LAUSR

The quantum kinetic framework provides a versatile method for investigating the dynamical optical and transport currents of crystalline solids. In this paper, starting from the density-matrix equations of motion, we present a general theoretical path to obtain nonlinear optical responses elegantly and transparently. We devise a kinetic theory applicable to materials with arbitrary band structures and captures intraband and interband coherence effects, finite Fermi surfaces, and disorder effects. We present a classification of nonlinear optical currents arising from the interference of interband and intraband components of the density matrix with distinct symmetry and quantum geometrical origin for each contribution.

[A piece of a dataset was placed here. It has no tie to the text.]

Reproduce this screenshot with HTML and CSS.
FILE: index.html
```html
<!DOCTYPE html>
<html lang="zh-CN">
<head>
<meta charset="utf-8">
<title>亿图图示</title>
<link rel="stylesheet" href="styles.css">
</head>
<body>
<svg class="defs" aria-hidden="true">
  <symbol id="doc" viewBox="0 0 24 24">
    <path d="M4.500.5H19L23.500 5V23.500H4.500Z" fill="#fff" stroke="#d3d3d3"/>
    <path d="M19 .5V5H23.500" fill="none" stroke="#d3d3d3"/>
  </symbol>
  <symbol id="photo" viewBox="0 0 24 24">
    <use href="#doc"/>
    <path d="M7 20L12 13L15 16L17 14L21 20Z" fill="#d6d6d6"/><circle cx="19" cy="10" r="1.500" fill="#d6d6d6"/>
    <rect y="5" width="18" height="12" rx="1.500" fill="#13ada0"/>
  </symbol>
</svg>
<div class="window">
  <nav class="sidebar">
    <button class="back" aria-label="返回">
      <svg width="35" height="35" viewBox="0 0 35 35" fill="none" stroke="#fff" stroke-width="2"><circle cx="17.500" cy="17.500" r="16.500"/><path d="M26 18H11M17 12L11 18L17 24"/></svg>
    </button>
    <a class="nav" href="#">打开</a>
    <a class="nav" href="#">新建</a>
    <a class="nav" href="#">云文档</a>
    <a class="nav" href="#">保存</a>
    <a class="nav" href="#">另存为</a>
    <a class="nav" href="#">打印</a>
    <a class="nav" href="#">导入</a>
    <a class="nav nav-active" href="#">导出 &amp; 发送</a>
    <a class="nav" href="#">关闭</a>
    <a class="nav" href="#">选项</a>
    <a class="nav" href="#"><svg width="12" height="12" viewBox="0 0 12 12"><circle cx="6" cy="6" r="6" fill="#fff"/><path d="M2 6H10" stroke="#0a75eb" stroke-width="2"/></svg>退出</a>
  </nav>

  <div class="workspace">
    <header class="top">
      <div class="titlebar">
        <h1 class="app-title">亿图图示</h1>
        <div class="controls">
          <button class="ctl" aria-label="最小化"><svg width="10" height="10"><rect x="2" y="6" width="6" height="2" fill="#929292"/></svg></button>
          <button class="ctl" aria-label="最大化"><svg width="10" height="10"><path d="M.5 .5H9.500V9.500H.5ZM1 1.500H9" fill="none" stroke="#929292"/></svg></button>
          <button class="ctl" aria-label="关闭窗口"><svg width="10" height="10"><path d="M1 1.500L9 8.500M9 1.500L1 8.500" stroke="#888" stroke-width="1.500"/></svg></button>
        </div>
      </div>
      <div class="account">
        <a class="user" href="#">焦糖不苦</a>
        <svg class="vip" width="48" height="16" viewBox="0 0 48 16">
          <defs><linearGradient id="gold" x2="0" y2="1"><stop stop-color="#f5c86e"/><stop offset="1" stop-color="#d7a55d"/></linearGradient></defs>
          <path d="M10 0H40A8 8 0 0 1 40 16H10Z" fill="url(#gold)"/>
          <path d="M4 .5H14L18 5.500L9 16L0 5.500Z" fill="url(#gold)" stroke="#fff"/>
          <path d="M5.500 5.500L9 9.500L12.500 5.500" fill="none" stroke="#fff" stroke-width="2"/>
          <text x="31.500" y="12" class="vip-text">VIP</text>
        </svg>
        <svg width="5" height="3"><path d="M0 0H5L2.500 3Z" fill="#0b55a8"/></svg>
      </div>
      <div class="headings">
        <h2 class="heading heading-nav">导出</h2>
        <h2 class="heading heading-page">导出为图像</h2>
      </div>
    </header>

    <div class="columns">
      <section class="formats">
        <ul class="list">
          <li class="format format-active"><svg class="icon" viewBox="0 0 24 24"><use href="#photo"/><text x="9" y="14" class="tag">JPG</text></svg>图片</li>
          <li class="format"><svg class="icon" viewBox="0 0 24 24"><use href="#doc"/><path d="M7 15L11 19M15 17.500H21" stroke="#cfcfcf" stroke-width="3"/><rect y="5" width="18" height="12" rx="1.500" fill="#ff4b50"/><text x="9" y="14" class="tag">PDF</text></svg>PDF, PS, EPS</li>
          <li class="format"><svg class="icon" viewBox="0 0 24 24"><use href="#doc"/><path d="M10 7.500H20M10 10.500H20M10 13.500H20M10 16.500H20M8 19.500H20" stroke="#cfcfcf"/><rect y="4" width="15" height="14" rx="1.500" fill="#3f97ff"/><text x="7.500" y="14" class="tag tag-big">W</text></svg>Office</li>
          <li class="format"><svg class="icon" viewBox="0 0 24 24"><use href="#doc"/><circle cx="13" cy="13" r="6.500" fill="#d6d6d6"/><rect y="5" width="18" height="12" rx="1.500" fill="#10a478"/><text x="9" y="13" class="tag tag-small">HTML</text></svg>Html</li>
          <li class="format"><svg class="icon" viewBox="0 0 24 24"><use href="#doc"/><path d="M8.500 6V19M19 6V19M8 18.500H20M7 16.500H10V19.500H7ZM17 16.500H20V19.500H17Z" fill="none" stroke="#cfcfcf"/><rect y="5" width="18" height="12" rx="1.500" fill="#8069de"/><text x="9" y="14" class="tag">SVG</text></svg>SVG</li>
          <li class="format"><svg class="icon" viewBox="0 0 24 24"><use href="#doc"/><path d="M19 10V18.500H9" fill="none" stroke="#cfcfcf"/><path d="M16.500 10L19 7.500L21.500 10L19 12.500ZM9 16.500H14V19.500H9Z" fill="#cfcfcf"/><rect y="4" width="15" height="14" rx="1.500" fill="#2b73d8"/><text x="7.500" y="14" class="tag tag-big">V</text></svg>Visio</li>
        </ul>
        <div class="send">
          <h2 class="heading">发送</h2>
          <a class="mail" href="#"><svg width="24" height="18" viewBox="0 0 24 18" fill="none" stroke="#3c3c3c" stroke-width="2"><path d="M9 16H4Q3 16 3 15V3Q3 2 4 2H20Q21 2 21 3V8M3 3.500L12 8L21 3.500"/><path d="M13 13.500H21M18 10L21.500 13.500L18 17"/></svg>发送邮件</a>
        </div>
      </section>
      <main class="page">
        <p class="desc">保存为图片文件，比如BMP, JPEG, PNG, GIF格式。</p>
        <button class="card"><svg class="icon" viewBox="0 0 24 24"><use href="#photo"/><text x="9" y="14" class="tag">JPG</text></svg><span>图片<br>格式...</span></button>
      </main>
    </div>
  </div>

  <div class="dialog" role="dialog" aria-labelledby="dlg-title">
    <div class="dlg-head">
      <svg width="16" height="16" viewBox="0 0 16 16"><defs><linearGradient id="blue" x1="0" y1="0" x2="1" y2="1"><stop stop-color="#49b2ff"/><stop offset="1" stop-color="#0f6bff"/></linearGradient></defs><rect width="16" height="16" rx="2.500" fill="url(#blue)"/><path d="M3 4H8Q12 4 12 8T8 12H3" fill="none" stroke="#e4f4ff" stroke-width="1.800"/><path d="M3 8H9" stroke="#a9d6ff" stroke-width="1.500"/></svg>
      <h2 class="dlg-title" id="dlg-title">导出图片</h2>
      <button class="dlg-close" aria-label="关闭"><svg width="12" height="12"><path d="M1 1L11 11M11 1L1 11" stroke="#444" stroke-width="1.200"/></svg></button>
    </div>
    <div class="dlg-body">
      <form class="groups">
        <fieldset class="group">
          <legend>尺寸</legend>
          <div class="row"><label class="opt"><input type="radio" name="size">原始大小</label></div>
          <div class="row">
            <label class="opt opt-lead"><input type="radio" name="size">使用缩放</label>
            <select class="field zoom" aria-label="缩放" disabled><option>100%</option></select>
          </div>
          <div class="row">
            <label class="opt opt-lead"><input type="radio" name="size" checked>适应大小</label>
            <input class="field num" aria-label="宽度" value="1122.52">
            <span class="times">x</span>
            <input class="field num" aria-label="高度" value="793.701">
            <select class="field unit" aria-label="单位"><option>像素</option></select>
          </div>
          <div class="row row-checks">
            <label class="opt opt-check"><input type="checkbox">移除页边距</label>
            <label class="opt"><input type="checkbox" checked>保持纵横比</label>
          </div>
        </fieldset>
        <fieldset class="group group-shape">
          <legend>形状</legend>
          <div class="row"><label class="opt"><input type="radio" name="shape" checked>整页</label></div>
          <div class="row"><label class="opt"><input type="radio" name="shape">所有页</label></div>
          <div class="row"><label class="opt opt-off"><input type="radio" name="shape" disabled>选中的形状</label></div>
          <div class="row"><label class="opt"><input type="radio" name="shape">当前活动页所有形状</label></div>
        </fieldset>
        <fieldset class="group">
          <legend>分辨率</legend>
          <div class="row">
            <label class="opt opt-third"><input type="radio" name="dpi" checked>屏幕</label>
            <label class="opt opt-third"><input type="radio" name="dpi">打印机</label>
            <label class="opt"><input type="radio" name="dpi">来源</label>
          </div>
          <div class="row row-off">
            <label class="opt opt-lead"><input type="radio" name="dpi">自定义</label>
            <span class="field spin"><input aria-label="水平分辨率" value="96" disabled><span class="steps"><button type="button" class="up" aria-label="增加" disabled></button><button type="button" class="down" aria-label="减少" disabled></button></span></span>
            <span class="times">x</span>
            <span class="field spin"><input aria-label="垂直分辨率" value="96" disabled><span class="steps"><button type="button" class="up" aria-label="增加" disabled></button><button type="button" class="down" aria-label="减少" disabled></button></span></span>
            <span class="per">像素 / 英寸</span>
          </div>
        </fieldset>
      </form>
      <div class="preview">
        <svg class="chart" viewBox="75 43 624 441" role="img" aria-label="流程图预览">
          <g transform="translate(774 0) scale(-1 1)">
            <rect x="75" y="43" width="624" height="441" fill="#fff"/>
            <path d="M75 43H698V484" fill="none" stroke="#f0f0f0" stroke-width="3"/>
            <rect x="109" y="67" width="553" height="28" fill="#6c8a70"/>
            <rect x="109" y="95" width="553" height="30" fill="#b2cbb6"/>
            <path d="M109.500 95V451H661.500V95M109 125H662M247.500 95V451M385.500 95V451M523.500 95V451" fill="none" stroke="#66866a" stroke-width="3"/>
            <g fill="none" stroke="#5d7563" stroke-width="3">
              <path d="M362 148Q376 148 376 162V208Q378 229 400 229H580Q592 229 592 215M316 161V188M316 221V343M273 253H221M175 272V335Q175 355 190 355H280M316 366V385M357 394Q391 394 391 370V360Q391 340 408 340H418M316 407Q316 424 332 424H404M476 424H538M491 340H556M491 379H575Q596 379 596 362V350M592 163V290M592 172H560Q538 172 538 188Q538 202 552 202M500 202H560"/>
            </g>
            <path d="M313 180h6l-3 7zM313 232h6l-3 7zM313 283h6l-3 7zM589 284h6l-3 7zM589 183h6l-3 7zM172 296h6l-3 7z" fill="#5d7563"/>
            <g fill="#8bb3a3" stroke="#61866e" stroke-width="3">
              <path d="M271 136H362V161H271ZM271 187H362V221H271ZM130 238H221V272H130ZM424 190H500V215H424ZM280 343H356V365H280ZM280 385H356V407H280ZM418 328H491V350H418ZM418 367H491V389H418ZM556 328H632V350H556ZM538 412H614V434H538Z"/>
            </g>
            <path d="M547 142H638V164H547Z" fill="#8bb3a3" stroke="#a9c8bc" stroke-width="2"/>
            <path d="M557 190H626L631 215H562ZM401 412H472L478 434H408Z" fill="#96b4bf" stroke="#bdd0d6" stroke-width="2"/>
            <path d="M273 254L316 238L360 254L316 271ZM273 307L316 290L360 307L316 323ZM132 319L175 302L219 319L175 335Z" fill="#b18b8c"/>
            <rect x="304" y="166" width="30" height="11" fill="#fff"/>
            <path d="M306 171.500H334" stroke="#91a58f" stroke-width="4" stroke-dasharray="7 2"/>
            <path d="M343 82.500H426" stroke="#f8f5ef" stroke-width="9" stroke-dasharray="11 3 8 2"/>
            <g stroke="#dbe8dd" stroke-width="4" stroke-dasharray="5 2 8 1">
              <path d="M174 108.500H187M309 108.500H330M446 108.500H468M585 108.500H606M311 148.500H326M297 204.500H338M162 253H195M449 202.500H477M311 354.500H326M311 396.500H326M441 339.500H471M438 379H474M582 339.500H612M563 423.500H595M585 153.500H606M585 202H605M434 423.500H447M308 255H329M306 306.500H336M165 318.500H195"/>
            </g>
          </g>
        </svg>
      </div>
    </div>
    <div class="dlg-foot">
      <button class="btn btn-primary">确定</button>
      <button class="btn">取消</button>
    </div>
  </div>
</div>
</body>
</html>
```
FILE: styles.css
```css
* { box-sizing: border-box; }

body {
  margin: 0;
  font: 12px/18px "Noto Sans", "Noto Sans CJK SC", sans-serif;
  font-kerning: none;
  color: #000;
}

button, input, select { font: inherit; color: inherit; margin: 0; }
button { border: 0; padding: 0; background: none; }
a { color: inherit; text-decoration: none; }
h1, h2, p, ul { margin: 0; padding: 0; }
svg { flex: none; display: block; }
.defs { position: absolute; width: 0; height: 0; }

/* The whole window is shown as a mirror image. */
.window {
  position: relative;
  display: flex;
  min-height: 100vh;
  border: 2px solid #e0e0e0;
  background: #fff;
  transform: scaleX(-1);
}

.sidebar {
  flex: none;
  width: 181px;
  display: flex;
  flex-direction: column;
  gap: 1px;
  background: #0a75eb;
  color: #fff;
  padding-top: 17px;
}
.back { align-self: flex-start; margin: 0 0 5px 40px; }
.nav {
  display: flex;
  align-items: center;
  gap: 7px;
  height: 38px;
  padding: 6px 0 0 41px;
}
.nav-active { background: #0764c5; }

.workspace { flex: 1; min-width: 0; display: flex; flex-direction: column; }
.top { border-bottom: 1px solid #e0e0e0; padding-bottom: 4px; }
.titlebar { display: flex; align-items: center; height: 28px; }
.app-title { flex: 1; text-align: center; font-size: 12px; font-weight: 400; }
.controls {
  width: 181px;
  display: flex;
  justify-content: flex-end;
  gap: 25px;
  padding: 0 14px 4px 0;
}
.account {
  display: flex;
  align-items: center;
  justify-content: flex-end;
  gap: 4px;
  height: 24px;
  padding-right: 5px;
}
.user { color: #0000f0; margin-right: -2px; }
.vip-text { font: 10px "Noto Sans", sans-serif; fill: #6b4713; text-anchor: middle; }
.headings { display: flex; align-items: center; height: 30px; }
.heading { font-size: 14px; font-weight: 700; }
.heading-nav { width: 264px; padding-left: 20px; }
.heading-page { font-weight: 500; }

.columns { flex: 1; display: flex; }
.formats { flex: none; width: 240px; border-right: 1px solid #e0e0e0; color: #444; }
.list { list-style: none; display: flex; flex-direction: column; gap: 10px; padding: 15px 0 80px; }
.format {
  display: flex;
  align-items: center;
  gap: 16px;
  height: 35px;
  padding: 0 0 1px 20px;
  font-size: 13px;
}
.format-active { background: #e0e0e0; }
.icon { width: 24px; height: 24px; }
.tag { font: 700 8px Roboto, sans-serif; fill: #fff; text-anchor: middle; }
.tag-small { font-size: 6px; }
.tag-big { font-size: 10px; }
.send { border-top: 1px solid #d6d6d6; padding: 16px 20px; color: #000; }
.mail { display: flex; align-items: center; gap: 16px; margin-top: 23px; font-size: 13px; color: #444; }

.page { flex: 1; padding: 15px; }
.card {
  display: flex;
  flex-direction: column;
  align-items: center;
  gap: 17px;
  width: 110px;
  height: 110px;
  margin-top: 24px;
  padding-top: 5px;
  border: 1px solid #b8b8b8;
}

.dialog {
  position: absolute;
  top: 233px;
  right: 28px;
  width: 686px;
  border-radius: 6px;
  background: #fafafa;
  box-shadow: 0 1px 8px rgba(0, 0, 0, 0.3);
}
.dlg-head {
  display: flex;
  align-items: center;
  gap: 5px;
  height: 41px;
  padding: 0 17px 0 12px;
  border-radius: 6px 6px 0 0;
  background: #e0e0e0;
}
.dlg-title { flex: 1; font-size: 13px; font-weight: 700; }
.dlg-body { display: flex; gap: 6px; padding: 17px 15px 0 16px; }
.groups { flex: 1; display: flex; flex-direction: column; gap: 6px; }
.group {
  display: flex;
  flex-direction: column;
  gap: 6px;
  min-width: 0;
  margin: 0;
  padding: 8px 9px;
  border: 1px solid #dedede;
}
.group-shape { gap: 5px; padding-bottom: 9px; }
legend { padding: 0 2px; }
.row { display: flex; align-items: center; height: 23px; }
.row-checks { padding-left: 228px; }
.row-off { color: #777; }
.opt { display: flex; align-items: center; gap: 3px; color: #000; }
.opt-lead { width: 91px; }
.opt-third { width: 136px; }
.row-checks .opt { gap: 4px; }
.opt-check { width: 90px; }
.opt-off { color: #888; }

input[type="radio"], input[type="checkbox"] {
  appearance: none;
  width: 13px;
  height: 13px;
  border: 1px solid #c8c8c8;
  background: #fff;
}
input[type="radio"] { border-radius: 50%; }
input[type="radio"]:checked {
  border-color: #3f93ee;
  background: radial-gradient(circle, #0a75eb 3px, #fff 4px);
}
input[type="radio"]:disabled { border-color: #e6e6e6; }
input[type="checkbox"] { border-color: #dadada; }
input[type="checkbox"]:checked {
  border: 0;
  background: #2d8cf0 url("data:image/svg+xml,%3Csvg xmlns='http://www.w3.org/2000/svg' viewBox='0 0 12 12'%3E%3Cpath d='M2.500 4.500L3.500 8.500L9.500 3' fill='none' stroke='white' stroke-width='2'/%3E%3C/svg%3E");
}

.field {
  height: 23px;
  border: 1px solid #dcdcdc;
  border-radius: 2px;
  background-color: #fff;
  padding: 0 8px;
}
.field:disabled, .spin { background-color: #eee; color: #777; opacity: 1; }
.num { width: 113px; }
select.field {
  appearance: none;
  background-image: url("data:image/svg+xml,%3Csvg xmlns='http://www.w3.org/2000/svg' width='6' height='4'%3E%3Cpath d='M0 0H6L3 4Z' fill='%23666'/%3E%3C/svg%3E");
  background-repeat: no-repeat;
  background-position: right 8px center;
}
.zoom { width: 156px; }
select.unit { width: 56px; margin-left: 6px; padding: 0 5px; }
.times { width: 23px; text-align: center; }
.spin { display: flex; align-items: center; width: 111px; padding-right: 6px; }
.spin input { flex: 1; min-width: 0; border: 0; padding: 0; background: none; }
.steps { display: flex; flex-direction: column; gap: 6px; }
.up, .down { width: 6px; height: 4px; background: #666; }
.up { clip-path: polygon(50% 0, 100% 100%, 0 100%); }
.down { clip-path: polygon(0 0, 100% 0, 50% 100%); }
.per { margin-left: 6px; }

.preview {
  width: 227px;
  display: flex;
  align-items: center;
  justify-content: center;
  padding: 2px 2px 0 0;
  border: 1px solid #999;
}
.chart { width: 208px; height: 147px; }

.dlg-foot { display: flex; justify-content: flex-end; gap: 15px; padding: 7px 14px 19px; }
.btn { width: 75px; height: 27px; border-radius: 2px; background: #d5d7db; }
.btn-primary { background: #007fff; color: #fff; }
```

In this context, we report four findings. (i) The Fermi Golden Rule approach is insufficient to derive the correct expression for the injection current, a shortcoming that we remedy in our theory while associating the injection current with the intraband-interband contribution to the second-order density matrix. (ii) The interband-intraband contribution yields a resonant current that survives irrespective of any symmetry constraint in addition to the well-known anomalous nonlinear current (non-resonant), which requires time-reversal symmetry. (iii) Quite generally, the nonlinear current is significantly enhanced by contributions from the finite Fermi surface. (iv) The finite Fermi surface and Fermi sea additionally lead to sizable novel nonlinear effects via contributions we term double resonant and higher-order pole. As an illustration, we compute the nonlinear response of topological antiferromagnet CuMnAs and thin film tilted Weyl semimetals dominated by interband coherence effects. We find that the nonlinear response of CuMnAs is responsive to the direction of finite magnetization field and choice of the polarization angle of the beam, while Weyl semimetal only to tilt.